Bir diğer yandan da uluslararası siyasi iklimde de müthiş bir süreç yaşanıyor. Orta yol-Kuşak yol- İpek Yolu adıyla anılan ticaret yolu artık daha fazla belirginleşti. Bu süreçte yakın zamanda BRİCS,  Suudi Arabistan-Mısır-BAE-İran-Etiyopya yı da arasına almasıyla daha da berraklaşan, dünyanın ekseninin zaten uzun zamandır doğuya kaymasıyla beraber artık “Batı” kavramının güç dengeleri açısından içinin boşalacağı ve güç dengelerinin doğuya kayacağı bir süreç hızla ilerliyor. Bu Orta yol-Kuşak yol-İpek Yolu ‘nun da en başat ülkesi Türkiye oluyor-olacak. Bunca yıldır batı veya batıcılık tahakkumuyla yaşamaya zorlanan Türkiye’nin bu yeni dünya düzeninde bulacağı yer bundan sonraki yüzyıllardaki ekonomik ve siyasi pozisyonunu da etkileyecek. Yeni dünya düzeninde sözsahibi olmanın en temel yolu, batı ikiyüzlülüğünden sıyrılıp evrensel düzene ve adalete uygun pozisyon alması. Bunun için de Sayın Cumhurbaşkanı uluslarası siyaseti ilmek ilmek dokuyarak ciddi bir pozisyon kazandırdı hem kendine hem de ülkemize. Ancak bu yeni dünya düzenine uygun adım atmasının önünde de en büyük engel yine ve her zamanki gibi yurdumun Tatlısu batıcıları. Kendi ikballeri, “batıcılığı” gerektirdiği için “demokrasi-özgürlük-çağdaşlık” maskesiyle yaygara yapan bu umarsız batıcılar her zaman olduğu gibi bu zamanda da sırtımızda bir küfe gibi dolanıyorlar. En son Suudi Arabistan’daki maç kumpasıyla bu tavırları daha bir belirginleşti. Yeni dünya düzeninin en önemli aktörlerinden olacak olan “Arap Uluslarına” karşı son yıllarda ülkemizdeki göçmen politikalarını milli duyguları kaşıyarak köpürtüp karşıtlık oluşturan bu “batıcılar” en son Suudi Arabistan daki süper kupa kumpasıyla da işi iyice azıttılar.

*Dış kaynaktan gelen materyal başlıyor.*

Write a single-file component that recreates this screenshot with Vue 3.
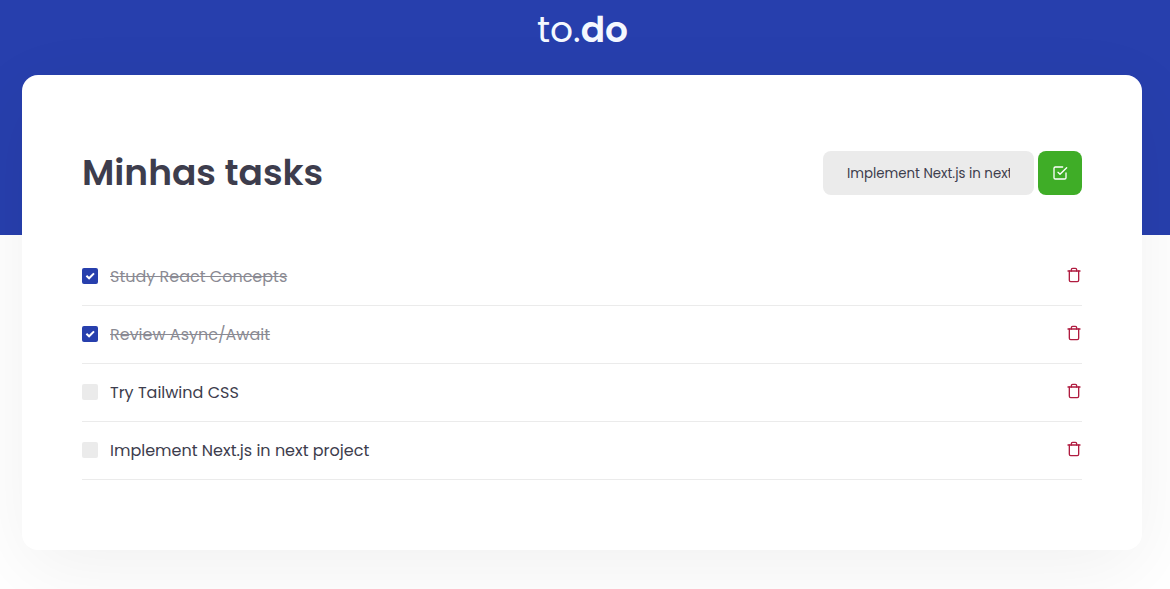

Tartışmanın zeminini ısrarla batılı değerler-özgürlük-modernite zeminine çekmeye çalışarak hala Arap uluslarına dindar kimlik üzerinden  saldırmaktan ibaret bir sığlık yaşatmaya çalışıyorlar. Arap kimliğine saldırıyormuş gibi yaparak bir taşla iki kuş vurarak aslında ülkemizdeki İslami hassasiyetlere veya dindarlara salvo yapıyorlar. Bu kimlik siyaseti hiç bitmedi bu topraklarda. Bitecek gibi de gözükmüyor. Bu batıcı Siyasiler açısından tabanlarını konsolide etmek için en kolay yol bu kimlik siyaseti ve dindarlara-dindarlığa saldırma konforuyla her zaman siyaset alanı bulabiliyor yurdumda. Tabii ki muhalefetin bu kendine konforlu siyaseti de anlamsızlaşacak ve halkta karşılığı kalmayacak ama yine de siyaseten zaman ve enerji kaybettirerek hep cepten yedirecek ülkemize. Yoksa en azından uluslararası zeminde ve ülküde birleşen bir siyasi rekabet ortamı, bu ülkenin gelecek yüzyıllarda dünyada sözsahibi olması için yeter de artar bile.